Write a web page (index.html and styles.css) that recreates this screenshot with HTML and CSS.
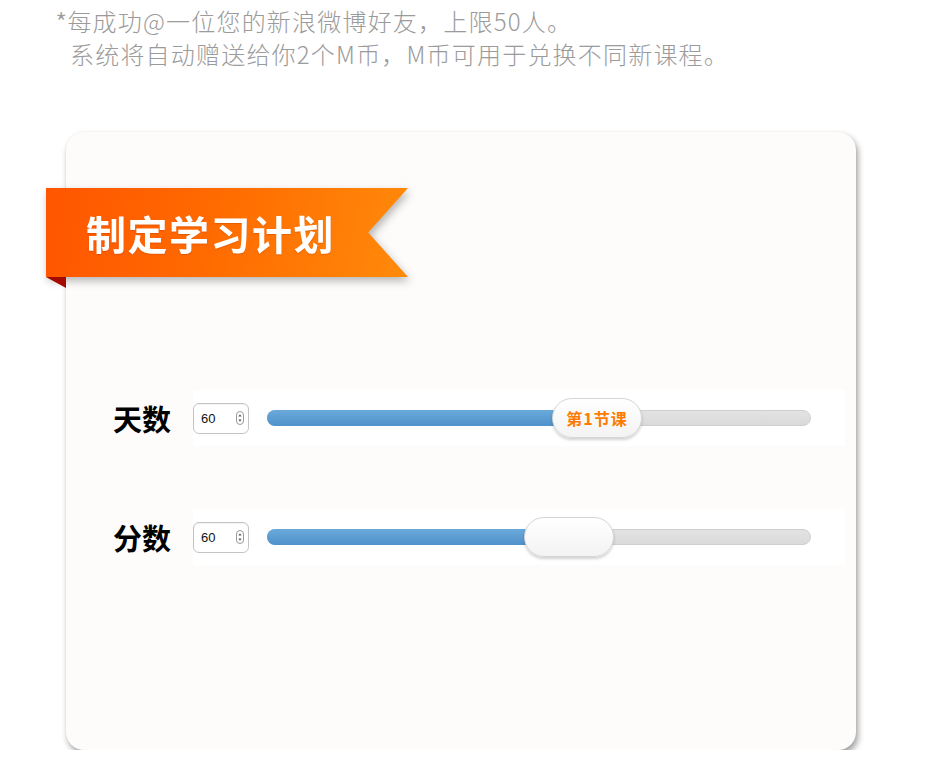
FILE: index.html
```html
<!DOCTYPE html>
<html lang="zh-CN">
<head>
<meta charset="utf-8">
<title>制定学习计划</title>
<link rel="stylesheet" href="styles.css">
</head>
<body>
<div class="notice">
  <div class="notice-line"><span class="star">*</span>每成功@一位您的新浪微博好友，上限50人。</div>
  <div class="notice-line indent">系统将自动赠送给你2个M币，M币可用于兑换不同新课程。</div>
</div>

<div class="card">
  <div class="ribbon-wrap">
    <div class="ribbon">制定学习计划</div>
  </div>
  <div class="ribbon-fold"></div>

  <div class="rows">
    <div class="row">
      <div class="label">天数</div>
      <div class="band">
        <div class="spinner">
          <span class="spin-val">60</span>
          <svg class="spin-arrows" width="8" height="14" viewBox="0 0 8 14">
            <rect x="0.5" y="0.5" width="7" height="13" rx="3.5" fill="#fff" stroke="#9a9a9a"/>
            <path d="M4 3.2 L5.6 5.4 L2.4 5.4 Z" fill="#555"/>
            <path d="M4 10.8 L5.6 8.6 L2.4 8.6 Z" fill="#555"/>
          </svg>
        </div>
        <div class="track">
          <div class="fill" style="width:293px"></div>
          <div class="thumb thumb-text" style="left:284px">第1节课</div>
        </div>
      </div>
    </div>

    <div class="row">
      <div class="label">分数</div>
      <div class="band">
        <div class="spinner">
          <span class="spin-val">60</span>
          <svg class="spin-arrows" width="8" height="14" viewBox="0 0 8 14">
            <rect x="0.5" y="0.5" width="7" height="13" rx="3.5" fill="#fff" stroke="#9a9a9a"/>
            <path d="M4 3.2 L5.6 5.4 L2.4 5.4 Z" fill="#555"/>
            <path d="M4 10.8 L5.6 8.6 L2.4 8.6 Z" fill="#555"/>
          </svg>
        </div>
        <div class="track">
          <div class="fill" style="width:265px"></div>
          <div class="thumb" style="left:256px"></div>
        </div>
      </div>
    </div>
  </div>
</div>
</body>
</html>
```

FILE: styles.css
```css
html, body {
  margin: 0;
  padding: 0;
  background: #ffffff;
}

body {
  font-family: "Noto Sans CJK SC", "Noto Sans", sans-serif;
  padding-top: 4px;
}

.notice {
  padding-left: 55px;
  color: #9b9b9b;
  font-size: 24px;
  line-height: 33px;
  font-weight: 300;
  letter-spacing: 1.2px;
}

.notice-line {
  height: 33px;
}

.star {
  font-size: 28px;
  line-height: 0;
  letter-spacing: 0;
  vertical-align: -3px;
}

.notice-line.indent {
  padding-left: 15px;
}

.card {
  margin: 62px 0 0 66px;
  width: 790px;
  height: 618px;
  background: #fdfcfa;
  border-radius: 18px;
  box-shadow: 2px 4px 6px rgba(0, 0, 0, 0.38), 0 0 2px rgba(0, 0, 0, 0.06);
  padding-top: 56px;
  box-sizing: border-box;
}

.ribbon-wrap {
  margin-left: -20px;
  width: 362px;
  filter: drop-shadow(2px 4px 4px rgba(0, 0, 0, 0.28));
}

.ribbon {
  height: 89px;
  box-sizing: border-box;
  padding-left: 40px;
  display: flex;
  align-items: center;
  color: #ffffff;
  font-size: 40px;
  font-weight: 700;
  letter-spacing: 1.5px;
  background: linear-gradient(100deg, #ff5500 0%, #ff6a00 45%, #ff8a0a 100%);
  clip-path: polygon(0 0, 100% 0, 89% 50%, 100% 100%, 0 100%);
  text-shadow: 0 1px 1px rgba(150, 40, 0, 0.25);
}

.ribbon-fold {
  margin-left: -20px;
  width: 20px;
  height: 11px;
  background: #a50a00;
  clip-path: polygon(0 0, 100% 0, 100% 100%);
}

.rows {
  display: flex;
  flex-direction: column;
  gap: 63px;
  margin-top: 102px;
}

.row {
  display: flex;
  align-items: center;
  height: 56px;
}

.label {
  width: 80px;
  padding-left: 47px;
  font-size: 29px;
  font-weight: 700;
  color: #000000;
  line-height: 1;
}

.band {
  flex: 1;
  height: 56px;
  margin-right: 11px;
  background: #ffffff;
  display: flex;
  align-items: center;
  gap: 18px;
}

.spinner {
  width: 56px;
  height: 31px;
  box-sizing: border-box;
  border: 1px solid #c4c4c4;
  border-radius: 6px;
  background: #fff;
  display: flex;
  align-items: center;
  justify-content: space-between;
  padding: 0 4px 0 7px;
  box-shadow: inset 0 1px 1px rgba(0, 0, 0, 0.05);
}

.spin-val {
  font-family: "Liberation Sans", Arial, sans-serif;
  font-size: 13px;
  color: #111;
}

.track {
  position: relative;
  width: 544px;
  height: 16px;
  box-sizing: border-box;
  border: 1px solid #cfcfcf;
  border-radius: 8px;
  background: linear-gradient(#e3e3e3, #dadada);
}

.fill {
  height: 16px;
  margin: -1px 0 0 -1px;
  border-radius: 8px 0 0 8px;
  background: linear-gradient(180deg, #6aa9da 0%, #4f91ca 100%);
}

.thumb {
  position: absolute;
  top: -13px;
  width: 90px;
  height: 40px;
  box-sizing: border-box;
  border: 1px solid #d6d6d6;
  border-radius: 20px;
  background: linear-gradient(180deg, #ffffff 0%, #f3f3f3 100%);
  box-shadow: 0 2px 3px rgba(0, 0, 0, 0.18);
}

.thumb-text {
  display: flex;
  align-items: center;
  justify-content: center;
  color: #ff7a00;
  font-size: 16px;
  font-weight: 700;
  letter-spacing: 1px;
}
```
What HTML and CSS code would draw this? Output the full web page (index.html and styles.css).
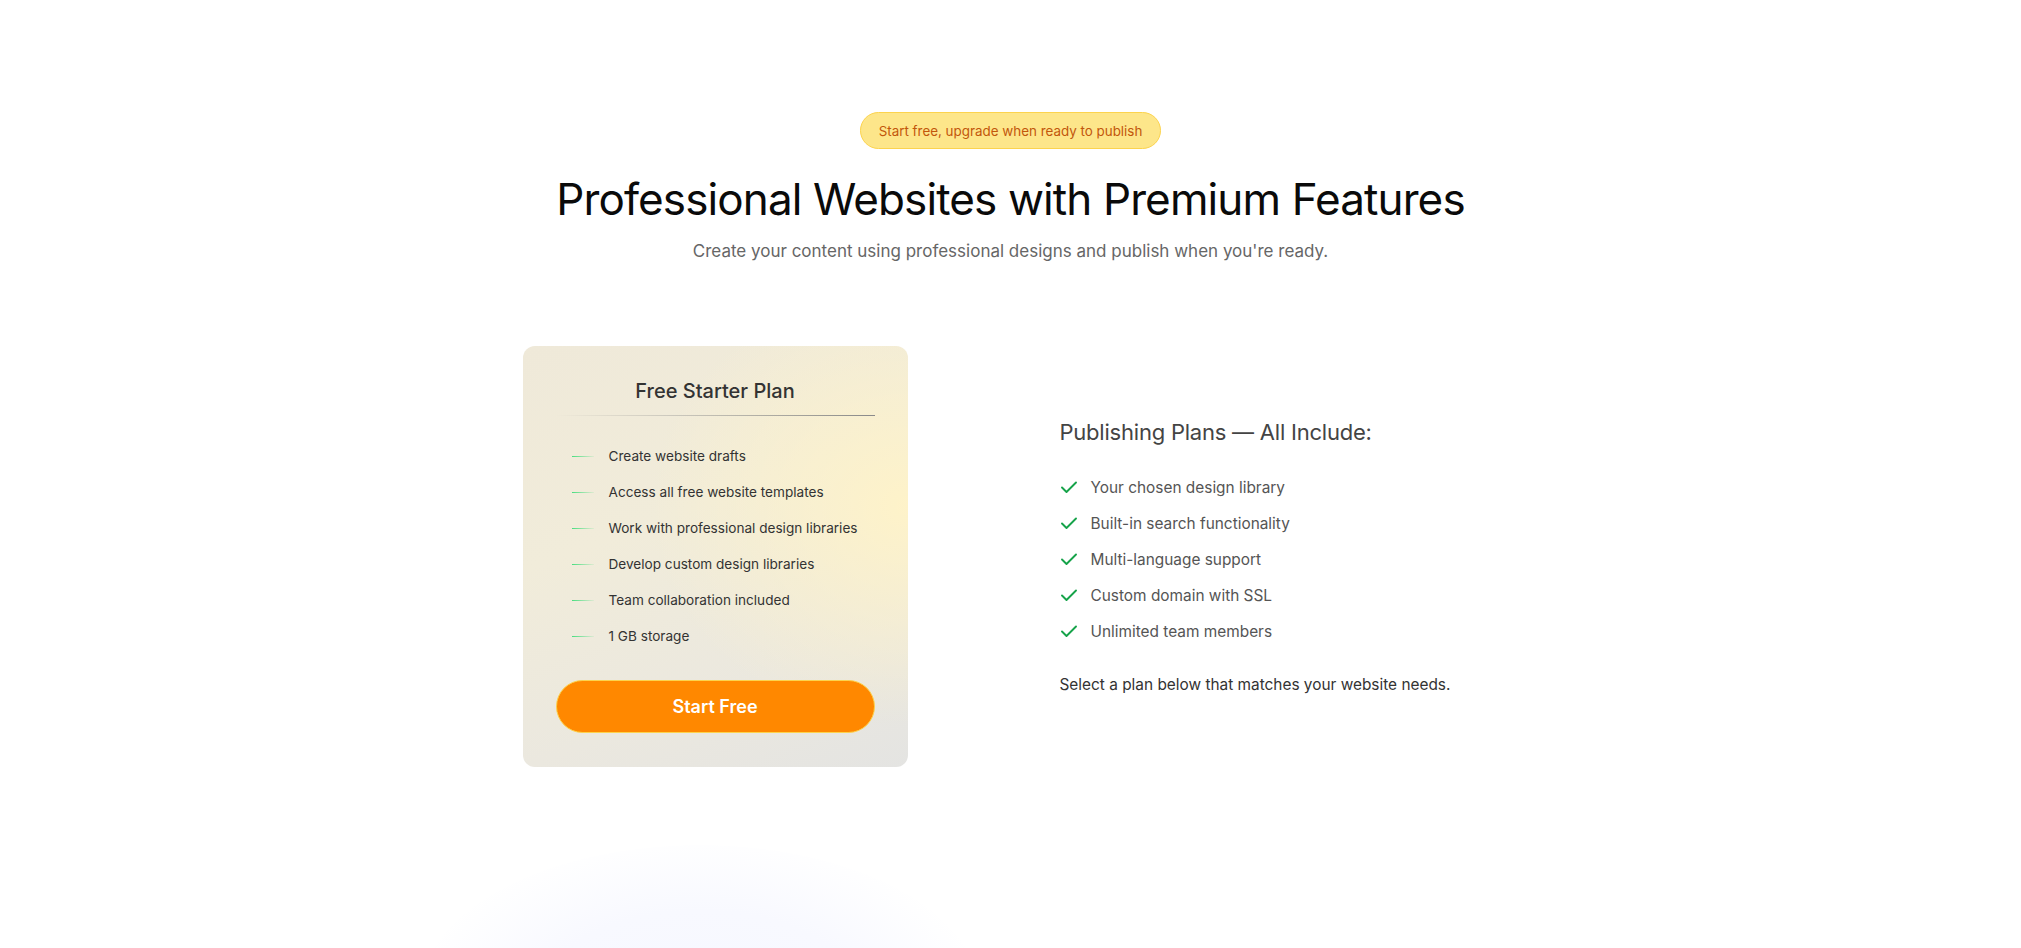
FILE: index.html
```html
<!DOCTYPE html>
<html lang="en">
<head>
<meta charset="utf-8">
<title>Pricing</title>
<link rel="stylesheet" href="styles.css">
</head>
<body>
<main class="page">
  <header class="hero">
    <span class="badge">Start free, upgrade when ready to publish</span>
    <h1 class="title">Professional Websites with Premium Features</h1>
    <p class="subtitle">Create your content using professional designs and publish when you're ready.</p>
  </header>

  <section class="plans">
    <div class="card">
      <h2 class="card-title">Free Starter Plan</h2>
      <div class="card-rule"></div>
      <ul class="card-list">
        <li><span class="dash"></span>Create website drafts</li>
        <li><span class="dash"></span>Access all free website templates</li>
        <li><span class="dash"></span>Work with professional design libraries</li>
        <li><span class="dash"></span>Develop custom design libraries</li>
        <li><span class="dash"></span>Team collaboration included</li>
        <li><span class="dash"></span>1 GB storage</li>
      </ul>
      <button class="cta">Start Free</button>
    </div>

    <div class="include">
      <h3 class="include-title">Publishing Plans — All Include:</h3>
      <ul class="include-list">
        <li><svg class="check" viewBox="0 0 16 12"><path d="M1 6.5l4.5 4.5L15 1.5"/></svg>Your chosen design library</li>
        <li><svg class="check" viewBox="0 0 16 12"><path d="M1 6.5l4.5 4.5L15 1.5"/></svg>Built-in search functionality</li>
        <li><svg class="check" viewBox="0 0 16 12"><path d="M1 6.5l4.5 4.5L15 1.5"/></svg>Multi-language support</li>
        <li><svg class="check" viewBox="0 0 16 12"><path d="M1 6.5l4.5 4.5L15 1.5"/></svg>Custom domain with SSL</li>
        <li><svg class="check" viewBox="0 0 16 12"><path d="M1 6.5l4.5 4.5L15 1.5"/></svg>Unlimited team members</li>
      </ul>
      <p class="include-note">Select a plan below that matches your website needs.</p>
    </div>
  </section>

  <div class="glow"></div>
</main>
</body>
</html>
```

FILE: styles.css
```css
* { box-sizing: border-box; }

html, body {
  margin: 0;
  padding: 0;
  background: #ffffff;
  font-family: Inter, "Noto Sans", sans-serif;
  color: #333;
  overflow: hidden;
}

.page {
  position: relative;
  height: 948px;
  overflow: hidden;
  padding-top: 112px;
  display: flex;
  flex-direction: column;
  align-items: center;
}

.hero {
  display: flex;
  flex-direction: column;
  align-items: center;
}

.badge {
  display: inline-flex;
  align-items: center;
  height: 37px;
  padding: 0 18px;
  border-radius: 999px;
  background: #fde68a;
  border: 1px solid #fcd34d;
  color: #c2570c;
  font-size: 13.4px;
}

.title {
  margin: 21px 0 0;
  font-size: 44px;
  line-height: 58px;
  font-weight: 400;
  letter-spacing: -0.02em;
  color: #0a0a0a;
}

.subtitle {
  margin: 9px 0 0;
  font-size: 17px;
  line-height: 28px;
  color: #666;
}

.plans {
  margin-top: 81px;
  display: flex;
  align-items: center;
  gap: 152px;
  width: 976px;
}

.card {
  width: 385px;
  height: 421px;
  flex: none;
  border-radius: 12px;
  padding: 31px 33px 0;
  background:
    radial-gradient(ellipse 260px 220px at 100% 38%, rgba(255, 243, 200, 0.95), rgba(255, 243, 200, 0) 100%),
    linear-gradient(160deg, #efe9d9 0%, #f1ecda 40%, #ebe8df 75%, #e4e4e2 100%);
  display: flex;
  flex-direction: column;
}

.card-title {
  margin: 0;
  text-align: center;
  font-size: 20px;
  line-height: 28px;
  font-weight: 500;
  color: #333;
}

.card-rule {
  margin-top: 10px;
  height: 1px;
  background: linear-gradient(90deg, rgba(120, 120, 120, 0) 0%, #8a8a8a 100%);
}

.card-list {
  list-style: none;
  margin: 22px 0 0;
  padding: 0 0 0 16px;
}

.card-list li {
  display: flex;
  align-items: center;
  height: 36px;
  font-size: 13.6px;
  color: #333;
}

.dash {
  width: 22px;
  height: 1px;
  margin-right: 15px;
  background: linear-gradient(90deg, #4ade80, rgba(74, 222, 128, 0.1));
}

.cta {
  margin-top: 26px;
  height: 53px;
  width: 100%;
  border-radius: 999px;
  border: 1px solid #fcd34d;
  background: #ff8800;
  color: #fff;
  font-family: Inter, "Noto Sans", sans-serif;
  font-size: 18px;
  font-weight: 600;
  cursor: pointer;
}

.include {
  flex: 1;
}

.include-title {
  margin: 0;
  font-size: 22px;
  line-height: 32px;
  font-weight: 400;
  letter-spacing: -0.01em;
  color: #444;
}

.include-list {
  list-style: none;
  margin: 21px 0 0;
  padding: 0;
}

.include-list li {
  display: flex;
  align-items: center;
  height: 36px;
  font-size: 15.4px;
  color: #555;
}

.check {
  width: 16px;
  height: 12px;
  margin: 0 14px 0 1px;
  fill: none;
  stroke: #16a34a;
  stroke-width: 1.9;
  stroke-linecap: round;
  stroke-linejoin: round;
}

.include-note {
  margin: 24px 0 0;
  font-size: 15.4px;
  line-height: 24px;
  color: #333;
}

.glow {
  position: absolute;
  left: 420px;
  top: 845px;
  width: 560px;
  height: 300px;
  border-radius: 50%;
  background: radial-gradient(ellipse at 50% 60%, #f5f7ff 0%, #f8f9ff 45%, rgba(255, 255, 255, 0) 75%);
}
```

-*-*-

**Task objective:** Show each line holding the word "index".

**Answer in full:**
Write a web page (index.html and styles.css) that recreates this screenshot with HTML and CSS.
FILE: index.html
What HTML and CSS code would draw this? Output the full web page (index.html and styles.css).
FILE: index.html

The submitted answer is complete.